Sous la baguette énergique mais sensible de Bruno Campanella, attentif à mettre en valeur toutes ses riches nuances, à la saveur parfois berliozienne, l'orchestre et le choeur du Liceu nous donnent une lecture pleine et colorée de cette oeuvre d'un jeune Verdi, revisitée par lui-même alors qu'il est en pleine possession de son art.

Dans le rôle-titre, Carlos Alvarez exprime, à travers ses attitudes et surtout son regard constamment éperdu d'angoisse, toute l'ambiguïté de ce personnage présomptueux et lâche.

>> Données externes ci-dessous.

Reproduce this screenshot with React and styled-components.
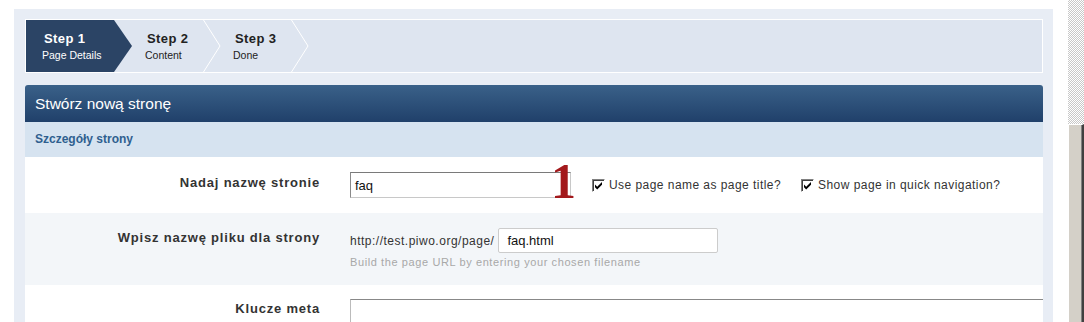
import React from 'react';
import styled, { createGlobalStyle } from 'styled-components';

const GlobalStyle = createGlobalStyle`
  html, body {
    margin: 0;
    padding: 0;
    background: #ffffff;
  }
  body {
    font-family: 'Liberation Sans', Arial, sans-serif;
    color: #333;
    overflow: hidden;
  }
`;

const Page = styled.div`
  display: flex;
  align-items: flex-start;
  width: 1084px;
  height: 322px;
  overflow: hidden;
`;

const Panel = styled.div`
  margin: 9px 0 0 14px;
  width: 1039px;
  padding: 10px 10px 0 11px;
  box-sizing: border-box;
  background: #e8edf5;
  display: flex;
  flex-direction: column;
  gap: 12px;
  flex: none;
`;

const Scrollbar = styled.div`
  margin-left: auto;
  width: 16px;
  height: 322px;
  display: flex;
  flex-direction: column;
`;

const Checker = styled.div`
  height: 124px;
  background-color: #ffffff;
  background-image: repeating-conic-gradient(#c8c8c8 0 25%, #ffffff 0 50%);
  background-size: 2px 2px;
`;

const Thumb = styled.div`
  flex: 1;
  background: #d4d0c8;
  border-top: 1px solid #ffffff;
  border-left: 1px solid #ffffff;
  border-right: 2px solid #404040;
  box-shadow: inset -1px 0 0 #808080;
`;

const StepsBar = styled.div`
  display: flex;
  flex: none;
  height: 52px;
  border: 1px solid #ffffff;
  background: #dee5f0;
`;

const Step = styled.div`
  position: relative;
  width: ${p => p.$width}px;
  padding: 11px 0 0 ${p => p.$pad}px;
  box-sizing: border-box;
  color: ${p => (p.$active ? '#ffffff' : '#222')};
  background: ${p => (p.$active ? '#2b4465' : 'transparent')};
  clip-path: ${p =>
    p.$active
      ? 'polygon(0 0, calc(100% - 18px) 0, 100% 50%, calc(100% - 18px) 100%, 0 100%)'
      : 'none'};
`;

const StepTitle = styled.div`
  font-size: 13px;
  font-weight: bold;
  line-height: 15px;
  letter-spacing: 0.4px;
`;

const StepSub = styled.div`
  font-size: 10.5px;
  line-height: 14px;
  margin: 2px 0 0 -2px;
`;

const Chevron = styled.svg`
  position: absolute;
  right: 0;
  top: 0;
`;

const Form = styled.div`
  display: flex;
  flex-direction: column;
  flex: none;
`;

const Header = styled.div`
  height: 37px;
  border-radius: 3px 3px 0 0;
  background: linear-gradient(#3a6189, #20406a);
  color: #ffffff;
  font-size: 15.5px;
  line-height: 37px;
  padding-left: 10px;
`;

const Section = styled.div`
  height: 35px;
  background: #d6e3f0;
  color: #2f5f8f;
  font-size: 12px;
  font-weight: bold;
  line-height: 35px;
  padding-left: 10px;
`;

const Row = styled.div`
  display: flex;
  align-items: flex-start;
  height: ${p => p.$height}px;
  padding-top: ${p => p.$top}px;
  box-sizing: border-box;
  background: ${p => (p.$alt ? '#f3f6f9' : '#ffffff')};
`;

const Label = styled.div`
  width: 295px;
  flex: none;
  text-align: right;
  font-size: 13px;
  font-weight: bold;
  letter-spacing: 0.8px;
  color: #333;
  padding-top: ${p => p.$top}px;
  line-height: 15px;
`;

const Field = styled.div`
  margin-left: 30px;
  display: flex;
  align-items: center;
  flex: 1;
`;

const FieldCol = styled.div`
  margin-left: 30px;
  display: flex;
  flex-direction: column;
`;

const Inline = styled.div`
  display: flex;
  align-items: center;
`;

const Annotated = styled.div`
  position: relative;
`;

const TextInput = styled.div`
  width: ${p => p.$width}px;
  height: ${p => p.$height}px;
  box-sizing: border-box;
  background: #ffffff;
  font-size: 13px;
  display: flex;
  align-items: center;
  padding-left: ${p => p.$pad}px;
  color: #111;
  border: 1px solid ${p => (p.$sunken ? '#c8c8c8' : '#cccccc')};
  border-top-color: ${p => (p.$sunken ? '#7a7a7a' : '#cccccc')};
  border-left-color: ${p => (p.$sunken ? '#8a8a8a' : '#cccccc')};
  border-radius: ${p => (p.$sunken ? 0 : 2)}px;
`;

const Marker = styled.span`
  position: absolute;
  left: 201px;
  top: -16px;
  font-family: 'Liberation Serif', 'Times New Roman', serif;
  font-weight: bold;
  font-size: 50px;
  line-height: 50px;
  color: #a3191c;
`;

const Check = styled.label`
  display: flex;
  align-items: center;
  font-size: 12px;
  letter-spacing: 0.45px;
  color: #333;
  margin-left: ${p => p.$gap}px;
`;

const Box = styled.span`
  width: 13px;
  height: 13px;
  box-sizing: border-box;
  border: 1px solid #ffffff;
  border-top-color: #808080;
  border-left-color: #808080;
  box-shadow: inset 1px 1px 0 #404040;
  background: #ffffff;
  margin-right: 4px;
  display: flex;
  align-items: center;
  justify-content: center;
`;

const Prefix = styled.span`
  font-size: 12px;
  letter-spacing: 0.5px;
  margin-right: 4px;
  color: #333;
`;

const Hint = styled.div`
  margin-top: 3px;
  font-size: 11px;
  color: #a8a8a8;
  letter-spacing: 0.6px;
`;

const TextArea = styled.div`
  flex: 1;
  height: 40px;
  border-top: 1px solid #888;
  border-left: 1px solid #bbb;
  background: #ffffff;
`;

const steps = [
  { title: 'Step 1', sub: 'Page Details', width: 106, pad: 18, active: true },
  { title: 'Step 2', sub: 'Content', width: 89, pad: 15 },
  { title: 'Step 3', sub: 'Done', width: 88, pad: 14 },
];

const CheckMark = () => (
  <svg width="9" height="9" viewBox="0 0 9 9">
    <path d="M1 3.5 L3.2 5.7 L8 1 L8 3.8 L3.2 8.5 L1 6.3 Z" fill="#000" />
  </svg>
);

const App = () => (
  <>
    <GlobalStyle />
    <Page>
      <Panel>
        <StepsBar>
          {steps.map(s => (
            <Step key={s.title} $width={s.width} $pad={s.pad} $active={s.active}>
              <StepTitle>{s.title}</StepTitle>
              <StepSub>{s.sub}</StepSub>
              {!s.active && (
                <Chevron width="18" height="52" viewBox="0 0 18 52">
                  <polyline points="0.5,0 17,26 0.5,52" fill="none" stroke="#ffffff" strokeWidth="1" />
                </Chevron>
              )}
            </Step>
          ))}
        </StepsBar>
        <Form>
          <Header>Stwórz nową stronę</Header>
          <Section>Szczegóły strony</Section>
          <Row $height={56} $top={15}>
            <Label $top={3}>Nadaj nazwę stronie</Label>
            <Field>
              <Annotated>
                <TextInput $width={221} $height={26} $pad={4} $sunken>faq</TextInput>
                <Marker>1</Marker>
              </Annotated>
              <Check $gap={21}>
                <Box><CheckMark /></Box>
                Use page name as page title?
              </Check>
              <Check $gap={20}>
                <Box><CheckMark /></Box>
                Show page in quick navigation?
              </Check>
            </Field>
          </Row>
          <Row $height={72} $top={15} $alt>
            <Label $top={2}>Wpisz nazwę pliku dla strony</Label>
            <FieldCol>
              <Inline>
                <Prefix>http://test.piwo.org/page/</Prefix>
                <TextInput $width={220} $height={25} $pad={8}>faq.html</TextInput>
              </Inline>
              <Hint>Build the page URL by entering your chosen filename</Hint>
            </FieldCol>
          </Row>
          <Row $height={60} $top={14}>
            <Label $top={2}>Klucze meta</Label>
            <Field>
              <TextArea />
            </Field>
          </Row>
        </Form>
      </Panel>
      <Scrollbar>
        <Checker />
        <Thumb />
      </Scrollbar>
    </Page>
  </>
);

export default App;
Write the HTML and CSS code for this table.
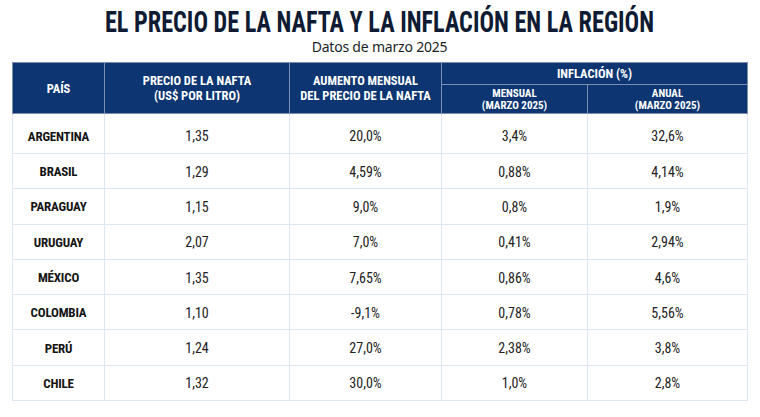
FILE: index.html
```html
<!DOCTYPE html>
<html lang="es">
<head>
<meta charset="utf-8">
<link rel="stylesheet" href="styles.css">
</head>
<body>
<div class="page">
  <h1 class="title">EL PRECIO DE LA NAFTA Y LA INFLACIÓN EN LA REGIÓN</h1>
  <p class="subtitle">Datos de marzo 2025</p>
  <table class="data">
    <colgroup>
      <col class="c1"><col class="c2"><col class="c3"><col class="c4"><col class="c5">
    </colgroup>
    <thead>
      <tr class="h1row">
        <th rowspan="2">PAÍS</th>
        <th rowspan="2">PRECIO DE LA NAFTA<br>(US$ POR LITRO)</th>
        <th rowspan="2">AUMENTO MENSUAL<br>DEL PRECIO DE LA NAFTA</th>
        <th colspan="2" class="group">INFLACIÓN (%)</th>
      </tr>
      <tr class="h2row">
        <th class="sub">MENSUAL<br>(MARZO 2025)</th>
        <th class="sub">ANUAL<br>(MARZO 2025)</th>
      </tr>
    </thead>
    <tbody>
      <tr class="first"><td class="country">ARGENTINA</td><td>1,35</td><td>20,0%</td><td>3,4%</td><td>32,6%</td></tr>
      <tr><td class="country">BRASIL</td><td>1,29</td><td>4,59%</td><td>0,88%</td><td>4,14%</td></tr>
      <tr><td class="country">PARAGUAY</td><td>1,15</td><td>9,0%</td><td>0,8%</td><td>1,9%</td></tr>
      <tr><td class="country">URUGUAY</td><td>2,07</td><td>7,0%</td><td>0,41%</td><td>2,94%</td></tr>
      <tr><td class="country">MÉXICO</td><td>1,35</td><td>7,65%</td><td>0,86%</td><td>4,6%</td></tr>
      <tr><td class="country">COLOMBIA</td><td>1,10</td><td>-9,1%</td><td>0,78%</td><td>5,56%</td></tr>
      <tr><td class="country">PERÚ</td><td>1,24</td><td>27,0%</td><td>2,38%</td><td>3,8%</td></tr>
      <tr><td class="country">CHILE</td><td>1,32</td><td>30,0%</td><td>1,0%</td><td>2,8%</td></tr>
    </tbody>
  </table>
</div>
</body>
</html>
```
FILE: styles.css
```css
html, body {
  margin: 0;
  padding: 0;
  background: #ffffff;
}
.page {
  width: 760px;
  height: 417px;
  padding: 7px 13px 0 12px;
  box-sizing: border-box;
  font-family: "Roboto", "Liberation Sans", sans-serif;
  font-stretch: 75%;
  overflow: hidden;
}
.title {
  margin: 0;
  text-align: center;
  font-size: 29px;
  line-height: 31px;
  font-weight: 700;
  color: #0f1b33;
  white-space: nowrap;
  transform: scaleX(0.835);
}
.subtitle {
  margin: 0 0 6px;
  text-align: center;
  font-family: "Noto Sans", "Open Sans", sans-serif;
  font-stretch: normal;
  font-size: 14px;
  line-height: 18px;
  letter-spacing: -0.2px;
  color: #1b1f2a;
}
.data {
  width: 735px;
  border-collapse: collapse;
  table-layout: fixed;
}
.c1 { width: 92px; }
.c2 { width: 185px; }
.c3 { width: 152px; }
.c4 { width: 146px; }
.c5 { width: 160px; }
.data th {
  background: #0c3571;
  color: #ffffff;
  font-weight: 700;
  font-size: 12.5px;
  line-height: 15px;
  border: 1px solid #7d8fb0;
  padding: 0;
  text-align: center;
}
.h1row th { height: 21px; }
.h2row th { height: 27px; }
.data th.sub {
  font-size: 11px;
  line-height: 11.5px;
  padding-top: 1px;
}
.data td {
  height: 35.3px;
  padding: 1px 0 0;
  box-sizing: border-box;
  text-align: center;
  font-size: 14px;
  color: #222222;
  border: 1px solid #dde7f3;
}
.data tr.first td {
  height: 40px;
  padding-top: 5px;
}
.data td.country {
  font-weight: 700;
  font-size: 13px;
  letter-spacing: -0.2px;
  color: #151515;
}
```
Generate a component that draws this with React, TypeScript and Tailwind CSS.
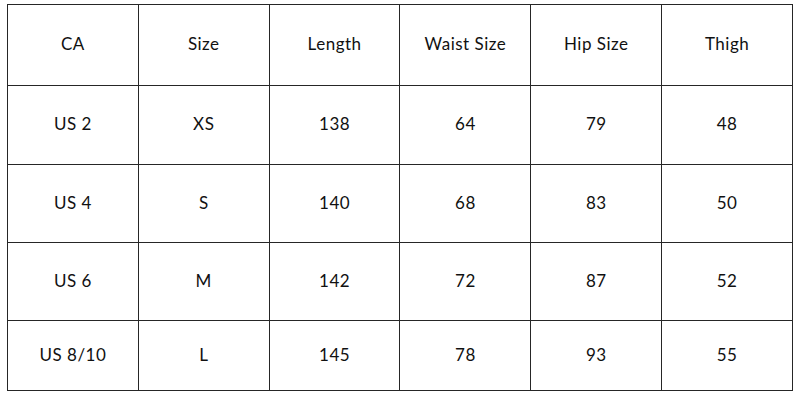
import React from "react";

const header = ["CA", "Size", "Length", "Waist Size", "Hip Size", "Thigh"];
const rows = [
  ["US 2", "XS", "138", "64", "79", "48"],
  ["US 4", "S", "140", "68", "83", "50"],
  ["US 6", "M", "142", "72", "87", "52"],
  ["US 8/10", "L", "145", "78", "93", "55"],
];
const heights = ["h-[79px]", "h-[78px]", "h-[78px]", "h-[70px]"];

export default function App() {
  return (
    <div className="w-[800px] h-[400px] bg-white pt-[4px] pl-[7px]" style={{ fontFamily: "Lato, 'Noto Sans', sans-serif" }}>
      <div className="w-[786px] border-l border-t border-[#262626] text-[17px] text-[#111] tracking-[0.5px]">
        <div className="grid grid-cols-6 h-[81px]">
          {header.map((h, i) => (
            <div key={i} className="border-r border-b border-[#262626] flex items-center justify-center pb-[2px]">
              {h}
            </div>
          ))}
        </div>
        {rows.map((r, ri) => (
          <div key={ri} className={`grid grid-cols-6 ${heights[ri]}`}>
            {r.map((c, ci) => (
              <div key={ci} className="border-r border-b border-[#262626] flex items-center justify-center pb-[2px]">
                {c}
              </div>
            ))}
          </div>
        ))}
      </div>
    </div>
  );
}
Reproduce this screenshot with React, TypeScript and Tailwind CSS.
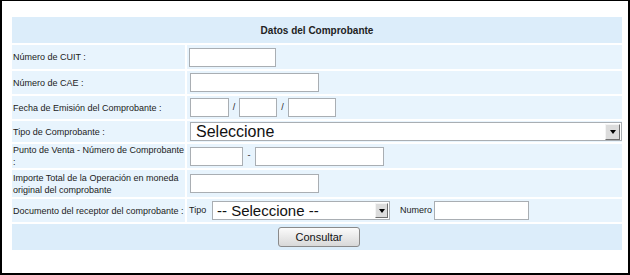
import React from "react";

function TextBox({ className }: { className: string }) {
  return <div className={`h-[19px] shrink-0 border border-[#a9aeb3] bg-white ${className}`} />;
}

function DropArrow({ className }: { className: string }) {
  return (
    <div
      className={`flex items-center justify-center border border-t-[#f4f4f4] border-l-[#f4f4f4] border-r-[#6f6f6f] border-b-[#6f6f6f] bg-[#dcdcdc] ${className}`}
    >
      <div className="h-0 w-0 border-x-[3px] border-t-[4px] border-x-transparent border-t-black" />
    </div>
  );
}

function Select({
  className,
  text,
  textClass,
  arrowClass,
}: {
  className: string;
  text: string;
  textClass: string;
  arrowClass: string;
}) {
  return (
    <div className={`flex h-[19px] shrink-0 items-center border border-[#a9aeb3] bg-white ${className}`}>
      <span className={`flex-1 whitespace-nowrap text-[#111] ${textClass}`}>{text}</span>
      <DropArrow className={arrowClass} />
    </div>
  );
}

function Label({ children }: { children: React.ReactNode }) {
  return (
    <div className="flex items-center bg-[#e8f4fd] pl-[1px] text-[9px] leading-[12px] text-[#222]">
      <span>{children}</span>
    </div>
  );
}

function Cell({ children }: { children: React.ReactNode }) {
  return <div className="flex items-center bg-[#e8f4fd] pl-[3px]">{children}</div>;
}

export default function App() {
  return (
    <div className="h-[275px] w-[630px] border-x-2 border-b-2 border-t border-black bg-white pl-[10px] pt-[16px] font-['Liberation_Sans',Arial,sans-serif]">
      <div className="grid w-[610px] grid-cols-[173px_435px] grid-rows-[26px_24px_23px_23px_21px_24px_27px_23px_26px] gap-[2px]">
        <div className="col-span-2 flex items-center justify-center bg-[#dcedfa] text-[10px] font-bold text-[#222]">
          Datos del Comprobante
        </div>

        <Label>Número de CUIT :</Label>
        <Cell>
          <TextBox className="-ml-px w-[87px]" />
        </Cell>

        <Label>Número de CAE :</Label>
        <Cell>
          <TextBox className="w-[129px]" />
        </Cell>

        <Label>Fecha de Emisión del Comprobante :</Label>
        <Cell>
          <TextBox className="w-[39px]" />
          <span className="w-[10px] text-center text-[9px] text-[#222]">/</span>
          <TextBox className="w-[38px]" />
          <span className="w-[11px] text-center text-[9px] text-[#222]">/</span>
          <TextBox className="w-[48px]" />
        </Cell>

        <Label>Tipo de Comprobante :</Label>
        <Cell>
          <Select
            className="w-[432px]"
            text="Seleccione"
            textClass="pl-[5px] text-[16px] leading-[17px]"
            arrowClass="mr-px h-[16px] w-[15px]"
          />
        </Cell>

        <Label>Punto de Venta - Número de Comprobante :</Label>
        <Cell>
          <TextBox className="w-[53px]" />
          <span className="w-[12px] text-center text-[9px] text-[#222]">-</span>
          <TextBox className="w-[129px]" />
        </Cell>

        <Label>Importe Total de la Operación en moneda original del comprobante</Label>
        <Cell>
          <TextBox className="w-[129px]" />
        </Cell>

        <Label>Documento del receptor del comprobante :</Label>
        <Cell>
          <span className="-ml-px w-[23px] text-[9px] text-[#222]">Tipo</span>
          <Select
            className="w-[178px]"
            text="-- Seleccione --"
            textClass="pl-[4px] text-[15px] leading-[17px]"
            arrowClass="mr-px h-[15px] w-[13px]"
          />
          <span className="ml-[10px] w-[34px] text-[9px] text-[#222]">Numero</span>
          <TextBox className="w-[95px]" />
        </Cell>

        <div className="col-span-2 flex items-center justify-center bg-[#dcedfa] pl-[4px]">
          <button className="flex h-[20px] w-[82px] items-center justify-center rounded-[3px] border border-[#8a8a8a] bg-gradient-to-b from-[#fbfbfb] to-[#d8d8d8] text-[11px] text-[#111]">
            Consultar
          </button>
        </div>
      </div>
    </div>
  );
}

Bien que le timbre soit parfois un peu rêche, la voix est solide, bien projetée avec de très beaux moments, en particulier dans "Oh donna mia !" et la scène d'apparition des huit rois.

Maria Guleghina, à priori bien loin de la conception de Verdi qui - selon sa correspondance - imaginait Lady Macbeth "difforme et laide" avec une voix "rauque, étouffée, caverneuse", met un certain temps à faire oublier son physique généreux et son timbre moelleux pour devenir le personnage inhumain qui tire les ficelles d'un drame sanguinaire. Toutefois, dès la grande scène et le duo avec Macbeth, la cantatrice ukrainienne se transforme peu à peu sous nos yeux pour devenir une Lady dotée de tout le mordant voulu. En grand soprano dramatique, elle déploie l'étendue de ses magnifiques moyens vocaux qui culminent dans la folie somnambule de ses derniers instants.

De l'ensemble de la solide distribution entourant le couple infernal, ressort le ténor Marco Berti qui nous chante, avec une émotion contenue et un regard ô combien habité, un air de Macduff d'une grande beauté.